I live in the Phoenix-Mesa-Scottsdale metroplex, and I had a little bit of reason to be unhappy. Over the past decade, average income in my area rose 16 percent, but household/transportation costs jumped 35 percent. The ratio between the two was 2.13, one of the weaker-performing metros in the country. Other cities in about the same range: Chicago, Minneapolis, Denver, Miami and Dallas.
There were two cities much worse: Atlanta, where the ratio was 2.72, and Detroit, which was off the charts at 4.54, where income for the decade dribbled upwards at 8 percent while household/transportation costs vaulted 38 percent, the study found.
In case you’re wondering, the best-performing cities in this matrix: Baltimore at 1.35 percent; Pittsburgh at 1.24 percent; and Seattle at 1.16 percent. For the latter city, income jumped 28 percent, just slightly behind household/transportation expenses at 33 percent.
One of the purposes of the study, Lubell said, was to see what the effect of the changes were on moderate-income households, and it’s here where Lubell said there were surprises.
Basically, the metro areas where moderate-income (national average income is $44,566) families spend the greatest share of their income for housing and transportation costs are not where we might expect, and this is because higher incomes offset the higher costs of housing/transportation expenses.
Washington, D.C., San Francisco, Boston, San Diego and Los Angeles are, as one could guess, five of the most expensive areas of the country to live just considering housing expenses. However, when transportation costs are added to the mix, some metro areas such as New York and Chicago where there is good public transportation and density puts services in walking distance, the cost burden is lessened.
On the other hand, in cities such as Riverside, Calif., Minneapolis and Atlanta, higher transportation costs make these metros relatively more pricey places to live.
The real eye-opener in the survey, Lubell said, was when he compared the cost burden (share of household budget spent on housing and transportation expenses) of all the cities in the survey. Then all expectations were blown apart.
In this graphic, Miami becomes the most expensive city in the country because housing and transportation costs consume 72 percent of the income of a moderate-income household.

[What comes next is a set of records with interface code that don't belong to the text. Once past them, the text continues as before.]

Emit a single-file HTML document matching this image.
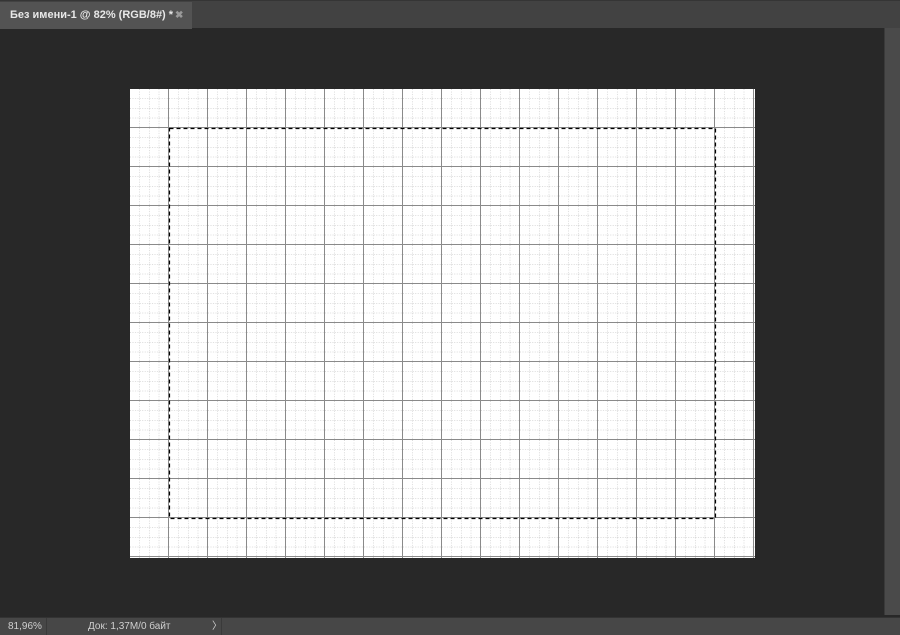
<!DOCTYPE html>
<html><head><meta charset="utf-8"><style>
html,body{margin:0;padding:0;width:900px;height:635px;overflow:hidden;background:#282828;font-family:"Liberation Sans",sans-serif;}
.top{position:absolute;left:0;top:0;width:900px;height:28px;background:#424242;border-top:1px solid #353535;box-sizing:border-box;}
.tab{position:absolute;left:0;top:1px;width:192px;height:27px;background:#535353;color:#e8e8e8;font-size:11px;font-weight:bold;line-height:27px;padding-left:10px;box-sizing:border-box;white-space:nowrap;}
.tab .x{position:absolute;left:175px;top:0;color:#9a9a9a;font-size:10px;}
.sb{position:absolute;left:884px;top:28px;width:16px;height:587px;background:#4a4a4a;border-left:1px solid #3a3a3a;box-sizing:border-box;}
.status{position:absolute;left:0;top:617px;width:900px;height:18px;background:#474747;border-top:1px solid #333;box-sizing:border-box;font-size:10px;color:#d0d0d0;line-height:17px;}
.status .z{position:absolute;left:8px;}
.status .sep{position:absolute;left:46px;top:0;width:1px;height:17px;background:#3a3a3a;}
.status .d{position:absolute;left:88px;}
.status .a{position:absolute;left:212px;}
.status .sep2{position:absolute;left:221px;top:0;width:1px;height:17px;background:#3a3a3a;}
svg{position:absolute;left:130px;top:89px;}
</style></head><body>
<div class="top"><div class="tab">Без имени-1 @ 82% (RGB/8#) *<span class="x">✖</span></div></div>
<svg width="625" height="469" viewBox="0 0 625 469">
<defs>
<pattern id="minor" width="9.75" height="9.75" patternUnits="userSpaceOnUse">
<path d="M9.75 0V9.75M0 9.75H9.75" stroke="#b4b4b4" stroke-width="1" stroke-dasharray="1 1.5" fill="none"/>
</pattern>
<pattern id="major" width="39" height="39" patternUnits="userSpaceOnUse">
<path d="M38.5 0V39M0 38.5H39" stroke="#8a8a8a" stroke-width="1" fill="none"/>
</pattern>
</defs>
<rect width="625" height="469" fill="#fff"/>
<rect width="625" height="469" fill="url(#minor)"/>
<rect width="625" height="469" fill="url(#major)"/>
<rect x="39.5" y="39.5" width="546" height="390" fill="none" stroke="#000" stroke-width="1.2" stroke-dasharray="4 3"/>
</svg>
<div class="sb"></div>
<div class="status"><span class="z">81,96%</span><div class="sep"></div><span class="d">Док: 1,37M/0 байт</span><span class="a">〉</span><div class="sep2"></div></div>
</body></html>
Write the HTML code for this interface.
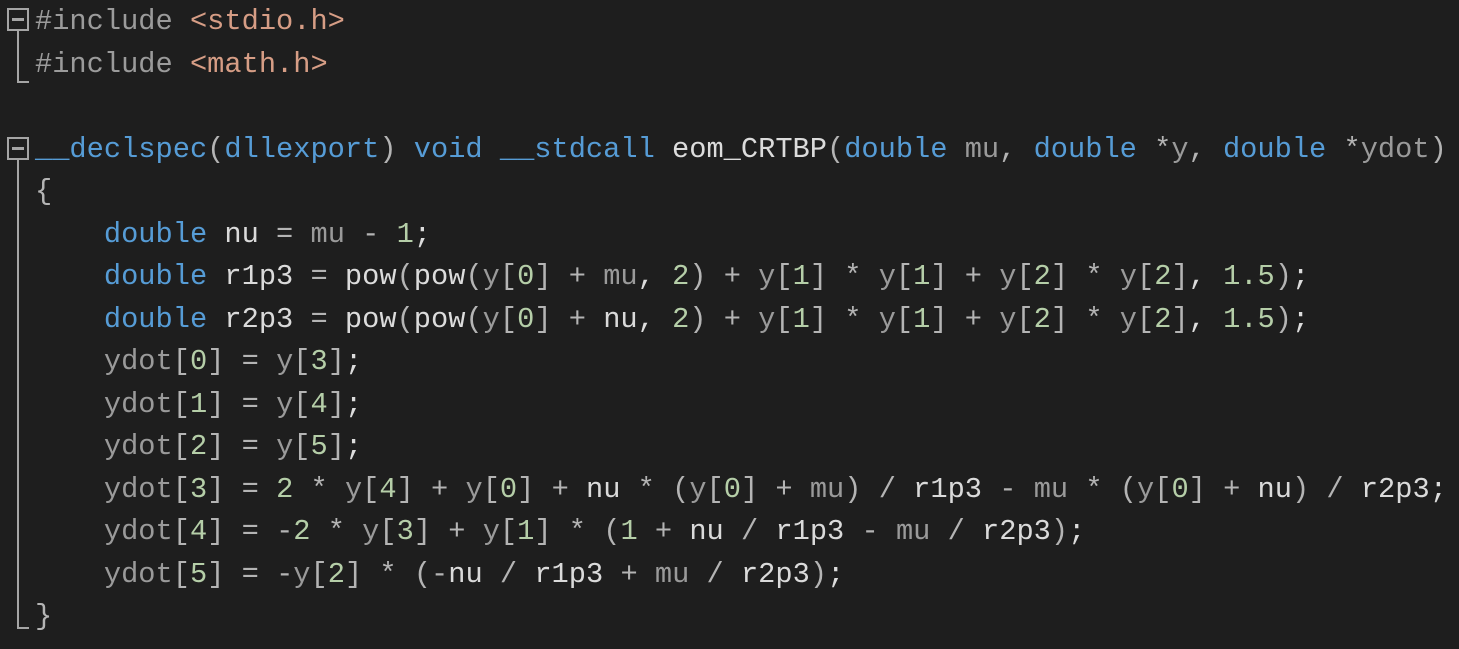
<!DOCTYPE html>
<html><head><meta charset="utf-8"><style>
body{margin:0;background:#1e1e1e;width:1459px;height:649px;overflow:hidden;position:relative}
pre{position:absolute;left:35px;top:1px;margin:0;font-family:"Liberation Mono",monospace;font-size:28.7px;line-height:42.5px;color:#dcdcdc;white-space:pre}
.k{color:#569cd6}.p{color:#9a9a9a}.n{color:#b5cea8}.s{color:#d69d85}.o{color:#b4b4b4}.v{color:#dadada}.pp{color:#9b9b9b}
.box{position:absolute;width:22px;height:23px;border:2px solid #a5a5a5;box-sizing:border-box}
.box:after{content:"";position:absolute;left:3px;right:3px;top:8px;height:3px;background:#a5a5a5}
.ln{position:absolute;background:#a5a5a5}
</style></head><body>
<div class="box" style="left:7px;top:8px"></div>
<div class="ln" style="left:17px;top:31px;width:2px;height:52px"></div>
<div class="ln" style="left:17px;top:81px;width:12px;height:2px"></div>
<div class="box" style="left:7px;top:137px"></div>
<div class="ln" style="left:17px;top:160px;width:2px;height:469px"></div>
<div class="ln" style="left:17px;top:627px;width:12px;height:2px"></div>
<pre><span class="pp">#include</span> <span class="s">&lt;stdio.h&gt;</span>
<span class="pp">#include</span> <span class="s">&lt;math.h&gt;</span>

<span class="k">__declspec</span><span class="o">(</span><span class="k">dllexport</span><span class="o">)</span> <span class="k">void</span> <span class="k">__stdcall</span> eom_CRTBP<span class="o">(</span><span class="k">double</span> <span class="p">mu</span><span class="o">,</span> <span class="k">double</span> <span class="o">*</span><span class="p">y</span><span class="o">,</span> <span class="k">double</span> <span class="o">*</span><span class="p">ydot</span><span class="o">)</span>
<span class="o">{</span>
    <span class="k">double</span> <span class="v">nu</span> <span class="o">=</span> <span class="p">mu</span> <span class="o">-</span> <span class="n">1</span>;
    <span class="k">double</span> <span class="v">r1p3</span> <span class="o">=</span> pow<span class="o">(</span>pow<span class="o">(</span><span class="p">y</span><span class="o">[</span><span class="n">0</span><span class="o">]</span> <span class="o">+</span> <span class="p">mu</span>, <span class="n">2</span><span class="o">)</span> <span class="o">+</span> <span class="p">y</span><span class="o">[</span><span class="n">1</span><span class="o">]</span> <span class="o">*</span> <span class="p">y</span><span class="o">[</span><span class="n">1</span><span class="o">]</span> <span class="o">+</span> <span class="p">y</span><span class="o">[</span><span class="n">2</span><span class="o">]</span> <span class="o">*</span> <span class="p">y</span><span class="o">[</span><span class="n">2</span><span class="o">]</span>, <span class="n">1.5</span><span class="o">)</span>;
    <span class="k">double</span> <span class="v">r2p3</span> <span class="o">=</span> pow<span class="o">(</span>pow<span class="o">(</span><span class="p">y</span><span class="o">[</span><span class="n">0</span><span class="o">]</span> <span class="o">+</span> <span class="v">nu</span>, <span class="n">2</span><span class="o">)</span> <span class="o">+</span> <span class="p">y</span><span class="o">[</span><span class="n">1</span><span class="o">]</span> <span class="o">*</span> <span class="p">y</span><span class="o">[</span><span class="n">1</span><span class="o">]</span> <span class="o">+</span> <span class="p">y</span><span class="o">[</span><span class="n">2</span><span class="o">]</span> <span class="o">*</span> <span class="p">y</span><span class="o">[</span><span class="n">2</span><span class="o">]</span>, <span class="n">1.5</span><span class="o">)</span>;
    <span class="p">ydot</span><span class="o">[</span><span class="n">0</span><span class="o">]</span> <span class="o">=</span> <span class="p">y</span><span class="o">[</span><span class="n">3</span><span class="o">]</span>;
    <span class="p">ydot</span><span class="o">[</span><span class="n">1</span><span class="o">]</span> <span class="o">=</span> <span class="p">y</span><span class="o">[</span><span class="n">4</span><span class="o">]</span>;
    <span class="p">ydot</span><span class="o">[</span><span class="n">2</span><span class="o">]</span> <span class="o">=</span> <span class="p">y</span><span class="o">[</span><span class="n">5</span><span class="o">]</span>;
    <span class="p">ydot</span><span class="o">[</span><span class="n">3</span><span class="o">]</span> <span class="o">=</span> <span class="n">2</span> <span class="o">*</span> <span class="p">y</span><span class="o">[</span><span class="n">4</span><span class="o">]</span> <span class="o">+</span> <span class="p">y</span><span class="o">[</span><span class="n">0</span><span class="o">]</span> <span class="o">+</span> <span class="v">nu</span> <span class="o">*</span> <span class="o">(</span><span class="p">y</span><span class="o">[</span><span class="n">0</span><span class="o">]</span> <span class="o">+</span> <span class="p">mu</span><span class="o">)</span> <span class="o">/</span> <span class="v">r1p3</span> <span class="o">-</span> <span class="p">mu</span> <span class="o">*</span> <span class="o">(</span><span class="p">y</span><span class="o">[</span><span class="n">0</span><span class="o">]</span> <span class="o">+</span> <span class="v">nu</span><span class="o">)</span> <span class="o">/</span> <span class="v">r2p3</span>;
    <span class="p">ydot</span><span class="o">[</span><span class="n">4</span><span class="o">]</span> <span class="o">=</span> <span class="o">-</span><span class="n">2</span> <span class="o">*</span> <span class="p">y</span><span class="o">[</span><span class="n">3</span><span class="o">]</span> <span class="o">+</span> <span class="p">y</span><span class="o">[</span><span class="n">1</span><span class="o">]</span> <span class="o">*</span> <span class="o">(</span><span class="n">1</span> <span class="o">+</span> <span class="v">nu</span> <span class="o">/</span> <span class="v">r1p3</span> <span class="o">-</span> <span class="p">mu</span> <span class="o">/</span> <span class="v">r2p3</span><span class="o">)</span>;
    <span class="p">ydot</span><span class="o">[</span><span class="n">5</span><span class="o">]</span> <span class="o">=</span> <span class="o">-</span><span class="p">y</span><span class="o">[</span><span class="n">2</span><span class="o">]</span> <span class="o">*</span> <span class="o">(-</span><span class="v">nu</span> <span class="o">/</span> <span class="v">r1p3</span> <span class="o">+</span> <span class="p">mu</span> <span class="o">/</span> <span class="v">r2p3</span><span class="o">)</span>;
<span class="o">}</span></pre>
</body></html>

The next six cities were Riverside, 69 percent; Tampa, 66 percent; Los Angeles, 65 percent; San Diego, 63 percent; Atlanta, 63 percent; and Sacramento, 62 percent.
I pointed out to Lubell that the most expensive cities on his list were, except for Atlanta, either in California or Florida.
It was only coincidental, he assured me. "Los Angeles, Riverside and San Diego are expensive places to live, but where average incomes don’t justify the expense. Tampa, on the other hand, in terms of household/transportation costs is the second most affordable of the all the metros in the study, but it also has the lowest income."
In case you’re wondering which cities are the most affordable, using this matrix, it’s Washington, D.C., at 51 percent, and that because despite very high housing costs, incomes are higher for moderate-income households. Close to D.C. were Philadelphia at 52 percent; Baltimore at 53 percent; and three cities at 54 percent, Minneapolis, Boston and San Francisco.
For that teacher considering a move Philadelphia from Tampa, economically it would be a good move.
"People who are trying to decide where to live need to think about what the costs are going to be for transportation as well as for housing, and that is often hard to quantify," Lubell said. "A place might seem affordable if you look at the housing costs alone, but if you have a second car or drive longer distances it is not going to be that much more affordable. You are also going to be spending more time in your car and less time with your family."
Secondly, Lubell added, "A place that seems more expensive in pure dollar terms may not be as expensive because you are going to make more money. You might be spending more for housing and transportation, but it is a lower share of your income."